2. Try alternative types of treats. A visit to the local craft store can help you find non-candy treats, such as cut ‘n paste booklets, stickers or fun stationary. Or stock up on treats that support movement such as jump ropes, bouncy balls or sidewalk caulk.
3. Out of sight. Out of mind. I will never forget when I tried this one when the kids were young. I even locked the stash in a cabinet and then inadvertently lost the key! Much to my surprise the aftermath was not bad as they quickly forgot about the candy, proving to me that the evening of fun was plenty for them. However, as they grew older the strategy did have to change a bit. Sometimes I removed some candy from their bags and used them at birthday parties. Trial and error. Personally, now we only buy Halloween candy just days before and only open the box on the evening of the 31st.
4. Staying well hydrated can help you control your sweet cravings. Instead of letting the favour stay in your mouth only to tempt you to have another, try drinking some water instead. You might be surprised now this can take your mind off the thought of “just another”.

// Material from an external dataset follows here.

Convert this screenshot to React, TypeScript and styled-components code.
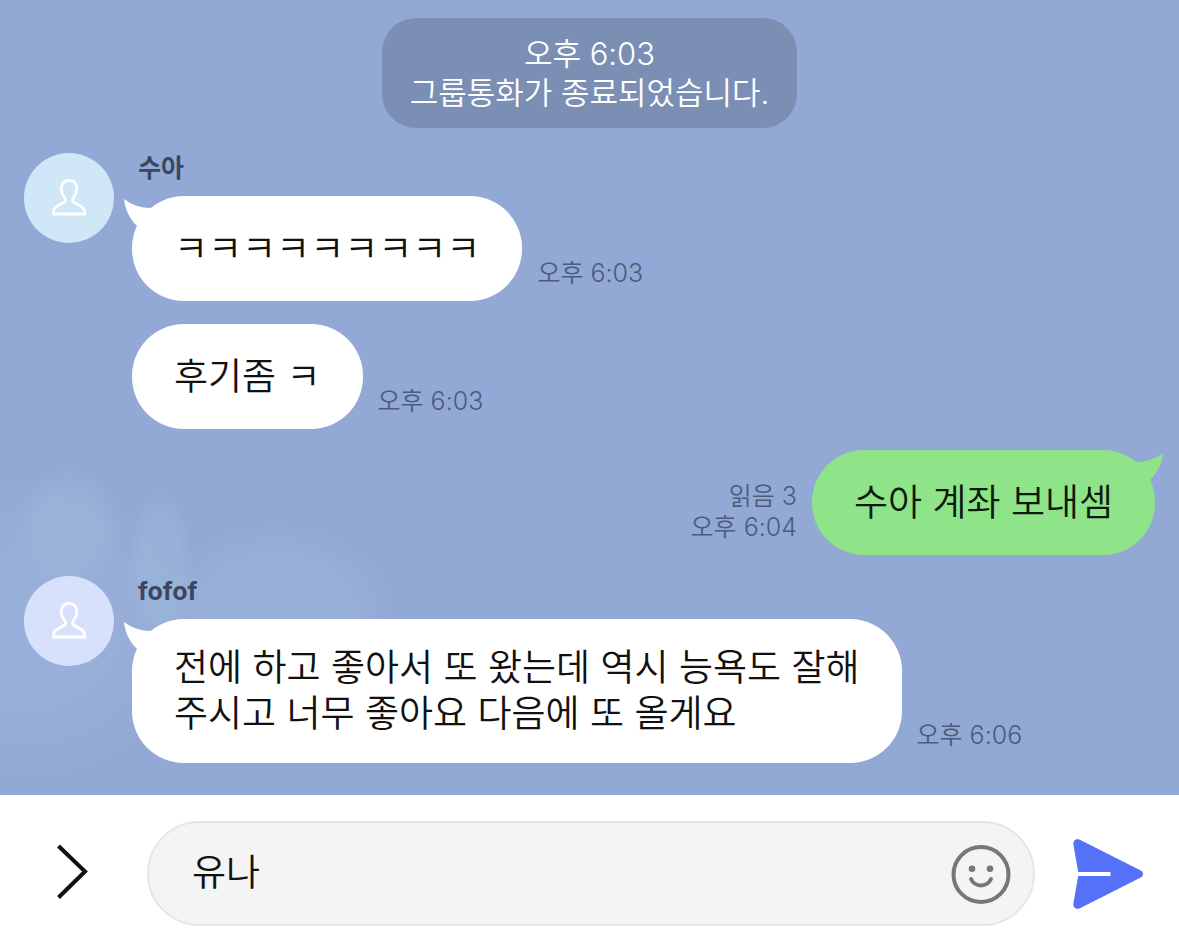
import React from "react";
import styled, { createGlobalStyle } from "styled-components";

const GlobalStyle = createGlobalStyle`
  * { box-sizing: border-box; }
  body {
    margin: 0;
    font-family: Inter, "Noto Sans CJK KR", sans-serif;
    font-weight: 350;
    color: #111;
  }
  button { border: 0; padding: 0; background: none; cursor: pointer; display: block; }
  svg { display: block; overflow: visible; }
`;

const Page = styled.div`
  min-height: 100vh;
  display: flex;
  flex-direction: column;
`;

const Chat = styled.main`
  flex: 1;
  display: flex;
  flex-direction: column;
  padding: 18px 24px 32px;
  background:
    radial-gradient(ellipse 54px 60px at 68px 528px, rgba(158, 186, 218, 0.45) 60%, transparent),
    radial-gradient(ellipse 34px 80px at 160px 570px, rgba(158, 186, 218, 0.45) 60%, transparent),
    radial-gradient(ellipse 120px 90px at 275px 615px, rgba(158, 182, 220, 0.5) 60%, transparent),
    radial-gradient(ellipse 180px 150px at 20px 630px, rgba(158, 182, 222, 0.5) 40%, transparent),
    #93a9d5;
`;

const Notice = styled.p`
  align-self: center;
  margin: 0 0 25px;
  padding: 16px 28px;
  border-radius: 34px;
  background: #7b8fb5;
  color: #fff;
  font-size: 31px;
  line-height: 39px;
  text-align: center;
`;

const Group = styled.section`
  display: flex;
  gap: 18px;
  margin-bottom: 21px;

  &:last-child { margin-bottom: 0; }
`;

const Avatar = styled.div<{ $color: string }>`
  flex: none;
  width: 90px;
  height: 90px;
  border-radius: 50%;
  display: grid;
  place-items: center;
  background: ${(p) => p.$color};
`;

const Thread = styled.div`
  flex: 1;
  min-width: 0;
`;

const Name = styled.h2`
  margin: 0;
  padding: 0 6px 13px;
  font-size: 25px;
  line-height: 30px;
  font-weight: 700;
  color: #3b475e;
`;

const Row = styled.div<{ $mine?: boolean }>`
  display: flex;
  flex: 1;
  flex-direction: ${(p) => (p.$mine ? "row-reverse" : "row")};
  align-items: flex-end;
  gap: 15px;

  & + & { margin-top: 23px; }
`;

const Bubble = styled.div<{ $mine?: boolean }>`
  position: relative;
  display: flex;
  align-items: center;
  min-height: 105px;
  padding: 26px 42px;
  border-radius: 52px;
  background: ${(p) => (p.$mine ? "#8fe389" : "#fff")};
  color: ${(p) => (p.$mine ? "#0b1a0b" : "#111")};
  font-size: 37px;
  line-height: 46px;
  white-space: pre-line;
`;

const Tail = styled.svg<{ $mine?: boolean }>`
  position: absolute;
  top: 3px;
  ${(p) => (p.$mine ? "right: -8px; transform: scaleX(-1);" : "left: -8px;")}
  fill: ${(p) => (p.$mine ? "#8fe389" : "#fff")};
`;

const Meta = styled.div<{ $mine?: boolean }>`
  padding-bottom: 12px;
  font-size: 25px;
  line-height: 31px;
  color: #4c5b7c;
  white-space: nowrap;
  text-align: ${(p) => (p.$mine ? "right" : "left")};
`;

const Composer = styled.form`
  display: flex;
  align-items: center;
  padding: 26px 35px 22px 56px;
  background: #fff;
`;

const Field = styled.div`
  flex: 1;
  min-width: 0;
  height: 105px;
  margin: 0 38px 0 59px;
  padding: 0 22px 0 43px;
  display: flex;
  align-items: center;
  border: 2px solid #e6e6e6;
  border-radius: 53px;
  background: #f4f4f4;
`;

const TextInput = styled.input`
  flex: 1;
  min-width: 0;
  height: 64px;
  border: 0;
  padding: 0 0 8px;
  outline: 0;
  background: none;
  color: #111;
  font: 350 37px/46px Inter, "Noto Sans CJK KR", sans-serif;
`;

const PersonIcon = () => (
  <svg width="34" height="38" viewBox="0 0 34 38" fill="none" stroke="#fff" strokeWidth="2.8" aria-hidden="true">
    <path d="M17 1.4C12 1.4 9.2 5 9.2 9.8C9.2 13.5 10.8 16.3 12.5 18.5C14 20.5 13.7 22.3 12 23.3L4.5 27.8C2.3 29.2 1.5 31 1.5 33V35H32.5V33C32.5 31 31.7 29.2 29.5 27.8L22 23.3C20.3 22.3 20 20.5 21.5 18.5C23.2 16.3 24.8 13.5 24.8 9.8C24.8 5 22 1.4 17 1.4Z" />
  </svg>
);

const BubbleTail = ({ mine }: { mine?: boolean }) => (
  <Tail $mine={mine} width="28" height="28" viewBox="0 0 28 28" aria-hidden="true">
    <path d="M0 0C8 6 17 9 27 9V27H13C5 19 1 10 0 0Z" />
  </Tail>
);

type MessageProps = { text: string; time: string; read?: string; mine?: boolean; tail?: boolean };

const Message = ({ text, time, read, mine, tail }: MessageProps) => (
  <Row $mine={mine}>
    <Bubble $mine={mine}>
      {tail && <BubbleTail mine={mine} />}
      {text}
    </Bubble>
    <Meta $mine={mine}>
      {read && <div>{read}</div>}
      <time>{time}</time>
    </Meta>
  </Row>
);

export default function App() {
  return (
    <Page>
      <GlobalStyle />
      <Chat>
        <Notice>
          오후 6:03
          <br />
          그룹통화가 종료되었습니다.
        </Notice>
        <Group>
          <Avatar $color="#cfe7f7"><PersonIcon /></Avatar>
          <Thread>
            <Name>수아</Name>
            <Message tail text="ㅋㅋㅋㅋㅋㅋㅋㅋㅋ" time="오후 6:03" />
            <Message text="후기좀 ㅋ" time="오후 6:03" />
          </Thread>
        </Group>
        <Group>
          <Message mine tail text="수아 계좌 보내셈" read="읽음 3" time="오후 6:04" />
        </Group>
        <Group>
          <Avatar $color="#d8e1fb"><PersonIcon /></Avatar>
          <Thread>
            <Name>fofof</Name>
            <Message
              tail
              text={"전에 하고 좋아서 또 왔는데 역시 능욕도 잘해\n주시고 너무 좋아요 다음에 또 올게요"}
              time="오후 6:06"
            />
          </Thread>
        </Group>
      </Chat>
      <Composer onSubmit={(e) => e.preventDefault()}>
        <button type="button" aria-label="메뉴 열기">
          <svg width="32" height="56" viewBox="0 0 32 56" fill="none" stroke="#111" strokeWidth="4">
            <path d="M2.5 0L29 25.5L2.5 51.5" />
          </svg>
        </button>
        <Field>
          <TextInput type="text" aria-label="메시지 입력" defaultValue="유나" />
          <button type="button" aria-label="이모티콘">
            <svg width="60" height="60" viewBox="0 0 60 60" fill="none" stroke="#777" strokeWidth="4" strokeLinecap="round">
              <circle cx="30" cy="30.5" r="27.5" />
              <path d="M20 35C24 43.5 36 43.5 40 35" />
              <circle cx="21" cy="24.8" r="3.3" fill="#777" stroke="none" />
              <circle cx="39" cy="24.8" r="3.3" fill="#777" stroke="none" />
            </svg>
          </button>
        </Field>
        <button type="submit" aria-label="보내기">
          <svg width="71" height="70" viewBox="0 0 71 70" fill="#5571f8">
            <path d="M0.4 5.4C-0.1 1.5 3 -0.9 6.4 0.6L67.3 31.2C71 33.2 71 36.8 67.3 38.8L6.4 69.4C3 70.9-0.1 68.5 0.4 64.6L5.2 37H37.5V33H5.2Z" />
          </svg>
        </button>
      </Composer>
    </Page>
  );
}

5. Last but not least, celebrate!! I often get asked if I let my kids eat candy on Halloween. Afterall, a dietitian mom should have “rules”. I settled into the idea of letting them monitor their own intake without imposing limitations. They learned the very important skill of self regulation. I do believe in experiential learning and if they consumed too much and felt sick from sugar overload, they learned quicker than me trying to control their every last move. With the habits of a healthy balanced plate already established, it was easy to step back into this way of eating. One or two (or three) days of eating treats will not undo the years of healthy habit building. Self management of treats without feeling the guilt of consuming too much goes a long way to building healthy, happy lifetime eaters.